-- START Raw data --

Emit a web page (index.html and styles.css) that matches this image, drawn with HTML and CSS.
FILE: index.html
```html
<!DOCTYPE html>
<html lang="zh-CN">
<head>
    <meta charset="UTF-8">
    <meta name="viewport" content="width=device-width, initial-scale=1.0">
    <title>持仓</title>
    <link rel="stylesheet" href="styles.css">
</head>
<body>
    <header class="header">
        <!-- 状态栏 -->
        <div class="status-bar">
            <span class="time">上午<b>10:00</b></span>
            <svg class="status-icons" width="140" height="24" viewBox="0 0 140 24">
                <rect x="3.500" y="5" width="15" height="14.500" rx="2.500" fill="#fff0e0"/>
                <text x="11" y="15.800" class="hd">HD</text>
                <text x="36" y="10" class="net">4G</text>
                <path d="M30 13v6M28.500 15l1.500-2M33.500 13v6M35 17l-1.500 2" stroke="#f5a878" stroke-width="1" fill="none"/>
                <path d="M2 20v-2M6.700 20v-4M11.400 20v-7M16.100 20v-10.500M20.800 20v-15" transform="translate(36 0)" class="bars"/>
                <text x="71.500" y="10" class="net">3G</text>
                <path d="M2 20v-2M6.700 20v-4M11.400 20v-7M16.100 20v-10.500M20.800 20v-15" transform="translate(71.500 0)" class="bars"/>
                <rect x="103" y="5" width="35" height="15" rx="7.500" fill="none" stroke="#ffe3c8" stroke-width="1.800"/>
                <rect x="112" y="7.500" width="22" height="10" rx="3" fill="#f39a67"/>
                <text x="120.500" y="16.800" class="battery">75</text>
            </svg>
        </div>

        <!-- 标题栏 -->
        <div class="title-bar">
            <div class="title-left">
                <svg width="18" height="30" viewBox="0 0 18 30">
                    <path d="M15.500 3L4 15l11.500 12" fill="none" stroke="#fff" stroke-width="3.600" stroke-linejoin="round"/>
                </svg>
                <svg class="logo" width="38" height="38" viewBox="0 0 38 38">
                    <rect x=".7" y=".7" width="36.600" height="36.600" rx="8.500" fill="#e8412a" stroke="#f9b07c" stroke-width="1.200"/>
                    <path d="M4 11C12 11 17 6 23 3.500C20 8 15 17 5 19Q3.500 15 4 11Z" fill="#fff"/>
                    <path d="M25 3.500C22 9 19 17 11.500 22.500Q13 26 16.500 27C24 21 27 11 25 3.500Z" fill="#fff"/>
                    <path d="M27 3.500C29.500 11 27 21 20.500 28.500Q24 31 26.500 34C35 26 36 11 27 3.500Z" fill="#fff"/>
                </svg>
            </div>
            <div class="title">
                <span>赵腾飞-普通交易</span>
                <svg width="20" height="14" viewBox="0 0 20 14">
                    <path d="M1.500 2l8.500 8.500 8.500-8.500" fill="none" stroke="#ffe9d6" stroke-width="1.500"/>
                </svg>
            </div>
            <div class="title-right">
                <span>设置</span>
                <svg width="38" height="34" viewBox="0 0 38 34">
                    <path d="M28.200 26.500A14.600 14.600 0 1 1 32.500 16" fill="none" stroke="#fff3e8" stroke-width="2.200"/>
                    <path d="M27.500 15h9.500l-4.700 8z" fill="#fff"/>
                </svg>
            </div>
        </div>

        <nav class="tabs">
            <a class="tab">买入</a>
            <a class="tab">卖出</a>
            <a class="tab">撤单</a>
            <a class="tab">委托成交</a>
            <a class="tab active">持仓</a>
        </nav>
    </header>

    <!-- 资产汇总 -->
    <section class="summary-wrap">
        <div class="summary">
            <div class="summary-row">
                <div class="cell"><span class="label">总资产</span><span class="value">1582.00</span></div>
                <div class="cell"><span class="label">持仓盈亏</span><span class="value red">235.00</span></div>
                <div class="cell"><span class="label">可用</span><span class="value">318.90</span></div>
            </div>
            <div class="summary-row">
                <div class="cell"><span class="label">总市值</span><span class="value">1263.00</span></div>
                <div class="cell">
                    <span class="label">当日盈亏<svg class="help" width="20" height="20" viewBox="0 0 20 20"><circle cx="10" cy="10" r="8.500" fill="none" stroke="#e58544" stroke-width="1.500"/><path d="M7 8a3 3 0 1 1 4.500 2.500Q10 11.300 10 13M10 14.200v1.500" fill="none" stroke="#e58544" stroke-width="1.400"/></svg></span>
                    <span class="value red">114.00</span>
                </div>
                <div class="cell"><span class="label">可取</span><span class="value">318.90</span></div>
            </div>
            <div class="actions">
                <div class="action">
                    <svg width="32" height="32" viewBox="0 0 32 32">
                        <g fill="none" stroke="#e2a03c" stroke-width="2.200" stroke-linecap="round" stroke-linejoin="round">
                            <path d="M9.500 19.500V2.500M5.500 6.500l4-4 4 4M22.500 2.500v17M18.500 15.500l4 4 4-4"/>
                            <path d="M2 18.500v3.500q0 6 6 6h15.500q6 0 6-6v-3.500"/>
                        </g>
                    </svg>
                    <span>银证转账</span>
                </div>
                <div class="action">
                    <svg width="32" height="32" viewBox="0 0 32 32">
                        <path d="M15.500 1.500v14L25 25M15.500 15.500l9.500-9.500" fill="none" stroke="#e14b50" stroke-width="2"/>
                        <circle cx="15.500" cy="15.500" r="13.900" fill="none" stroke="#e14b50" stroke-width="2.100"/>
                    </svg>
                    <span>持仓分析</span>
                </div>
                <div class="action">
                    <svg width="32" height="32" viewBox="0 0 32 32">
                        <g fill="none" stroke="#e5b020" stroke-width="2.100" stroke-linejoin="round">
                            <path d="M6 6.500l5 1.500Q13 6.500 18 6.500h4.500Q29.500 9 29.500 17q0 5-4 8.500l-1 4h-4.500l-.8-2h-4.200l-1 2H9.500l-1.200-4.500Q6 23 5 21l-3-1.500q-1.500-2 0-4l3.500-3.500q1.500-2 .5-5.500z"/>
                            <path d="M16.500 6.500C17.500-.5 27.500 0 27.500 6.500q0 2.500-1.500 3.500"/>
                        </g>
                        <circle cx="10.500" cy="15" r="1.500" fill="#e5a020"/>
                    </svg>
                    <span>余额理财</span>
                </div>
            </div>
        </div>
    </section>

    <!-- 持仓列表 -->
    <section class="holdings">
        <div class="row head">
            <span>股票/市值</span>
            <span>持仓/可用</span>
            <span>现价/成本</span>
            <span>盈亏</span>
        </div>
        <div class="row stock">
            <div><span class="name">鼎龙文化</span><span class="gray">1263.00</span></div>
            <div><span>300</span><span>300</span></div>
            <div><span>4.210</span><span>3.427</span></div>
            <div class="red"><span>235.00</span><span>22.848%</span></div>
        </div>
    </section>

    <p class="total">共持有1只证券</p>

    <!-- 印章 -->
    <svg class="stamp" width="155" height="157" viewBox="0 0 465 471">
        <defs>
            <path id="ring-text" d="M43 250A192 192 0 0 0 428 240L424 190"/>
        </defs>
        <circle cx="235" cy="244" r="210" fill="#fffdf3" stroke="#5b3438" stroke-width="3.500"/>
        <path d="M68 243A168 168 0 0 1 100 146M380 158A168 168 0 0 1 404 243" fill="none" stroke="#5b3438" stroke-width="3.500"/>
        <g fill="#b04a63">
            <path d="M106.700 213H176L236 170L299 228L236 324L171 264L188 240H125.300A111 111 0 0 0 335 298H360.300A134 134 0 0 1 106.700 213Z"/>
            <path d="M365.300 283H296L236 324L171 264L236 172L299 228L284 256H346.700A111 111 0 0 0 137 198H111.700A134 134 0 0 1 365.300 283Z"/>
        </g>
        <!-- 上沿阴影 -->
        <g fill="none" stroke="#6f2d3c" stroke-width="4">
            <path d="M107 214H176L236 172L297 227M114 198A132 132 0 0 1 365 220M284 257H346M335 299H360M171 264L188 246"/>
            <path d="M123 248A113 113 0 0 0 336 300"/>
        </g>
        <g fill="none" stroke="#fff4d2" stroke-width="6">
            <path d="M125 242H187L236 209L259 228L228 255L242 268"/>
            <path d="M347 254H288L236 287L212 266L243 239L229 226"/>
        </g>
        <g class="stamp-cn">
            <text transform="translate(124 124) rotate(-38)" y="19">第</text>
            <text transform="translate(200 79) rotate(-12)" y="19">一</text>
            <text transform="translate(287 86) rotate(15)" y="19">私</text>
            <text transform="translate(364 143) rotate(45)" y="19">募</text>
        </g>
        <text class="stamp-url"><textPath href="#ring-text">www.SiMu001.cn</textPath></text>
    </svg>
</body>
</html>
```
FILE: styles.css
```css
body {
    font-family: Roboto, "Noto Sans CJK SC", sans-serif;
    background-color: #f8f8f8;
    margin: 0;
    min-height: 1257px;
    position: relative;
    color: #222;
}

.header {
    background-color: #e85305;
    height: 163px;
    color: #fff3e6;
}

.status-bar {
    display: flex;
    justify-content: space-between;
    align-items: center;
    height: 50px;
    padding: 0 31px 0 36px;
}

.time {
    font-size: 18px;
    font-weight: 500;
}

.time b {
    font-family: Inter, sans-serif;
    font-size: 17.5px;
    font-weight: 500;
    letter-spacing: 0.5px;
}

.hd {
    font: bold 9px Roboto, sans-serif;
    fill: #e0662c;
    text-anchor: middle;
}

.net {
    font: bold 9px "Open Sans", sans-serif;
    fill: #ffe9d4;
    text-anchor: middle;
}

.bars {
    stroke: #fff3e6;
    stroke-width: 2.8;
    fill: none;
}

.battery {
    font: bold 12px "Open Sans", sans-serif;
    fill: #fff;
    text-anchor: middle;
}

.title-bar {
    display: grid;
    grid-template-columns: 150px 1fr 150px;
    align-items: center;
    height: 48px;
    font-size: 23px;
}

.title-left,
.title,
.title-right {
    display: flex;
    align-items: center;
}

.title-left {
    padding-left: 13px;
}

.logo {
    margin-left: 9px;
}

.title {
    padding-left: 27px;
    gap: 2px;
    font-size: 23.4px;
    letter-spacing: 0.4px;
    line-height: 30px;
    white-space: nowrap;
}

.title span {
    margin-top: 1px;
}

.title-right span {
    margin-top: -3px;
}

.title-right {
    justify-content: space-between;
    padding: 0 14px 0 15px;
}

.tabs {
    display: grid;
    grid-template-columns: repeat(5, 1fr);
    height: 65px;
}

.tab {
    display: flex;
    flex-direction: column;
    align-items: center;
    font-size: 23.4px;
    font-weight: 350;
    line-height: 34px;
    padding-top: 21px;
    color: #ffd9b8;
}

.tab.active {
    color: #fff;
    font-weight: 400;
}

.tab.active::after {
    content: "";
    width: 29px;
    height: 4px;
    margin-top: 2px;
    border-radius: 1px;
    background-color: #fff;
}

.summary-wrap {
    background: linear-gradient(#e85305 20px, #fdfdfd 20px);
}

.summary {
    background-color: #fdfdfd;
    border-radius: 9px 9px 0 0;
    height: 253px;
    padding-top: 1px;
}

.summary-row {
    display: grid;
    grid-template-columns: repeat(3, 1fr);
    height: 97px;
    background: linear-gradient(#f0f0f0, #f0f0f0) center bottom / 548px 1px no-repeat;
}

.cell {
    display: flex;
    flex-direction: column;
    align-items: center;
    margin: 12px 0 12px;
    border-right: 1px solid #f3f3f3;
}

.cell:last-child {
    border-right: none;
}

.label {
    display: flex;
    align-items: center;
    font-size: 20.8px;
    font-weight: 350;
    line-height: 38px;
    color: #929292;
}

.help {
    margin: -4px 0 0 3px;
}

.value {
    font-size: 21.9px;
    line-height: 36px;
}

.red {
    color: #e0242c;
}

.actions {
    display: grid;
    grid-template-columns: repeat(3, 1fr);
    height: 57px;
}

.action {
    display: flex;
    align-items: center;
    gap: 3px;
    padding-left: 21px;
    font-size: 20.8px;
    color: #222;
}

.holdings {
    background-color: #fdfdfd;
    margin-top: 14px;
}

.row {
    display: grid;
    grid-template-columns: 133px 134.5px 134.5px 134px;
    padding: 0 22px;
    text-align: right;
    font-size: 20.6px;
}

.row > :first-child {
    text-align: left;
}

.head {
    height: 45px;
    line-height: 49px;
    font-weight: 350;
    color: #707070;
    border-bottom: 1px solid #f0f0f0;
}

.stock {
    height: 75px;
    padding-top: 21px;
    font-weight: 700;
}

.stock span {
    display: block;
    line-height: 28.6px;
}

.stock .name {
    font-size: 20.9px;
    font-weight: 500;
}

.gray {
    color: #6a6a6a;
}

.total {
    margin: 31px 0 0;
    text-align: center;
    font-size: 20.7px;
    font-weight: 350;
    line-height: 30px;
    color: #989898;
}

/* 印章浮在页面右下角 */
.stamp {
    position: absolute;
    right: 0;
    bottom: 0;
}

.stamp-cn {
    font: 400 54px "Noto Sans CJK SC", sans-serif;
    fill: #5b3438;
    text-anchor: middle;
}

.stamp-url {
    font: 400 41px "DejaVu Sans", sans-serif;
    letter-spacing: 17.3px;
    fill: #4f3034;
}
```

-- END Raw data --

### Task instructions
Only a number is wanted: how many lines contain the word "styles"?

### Output below
3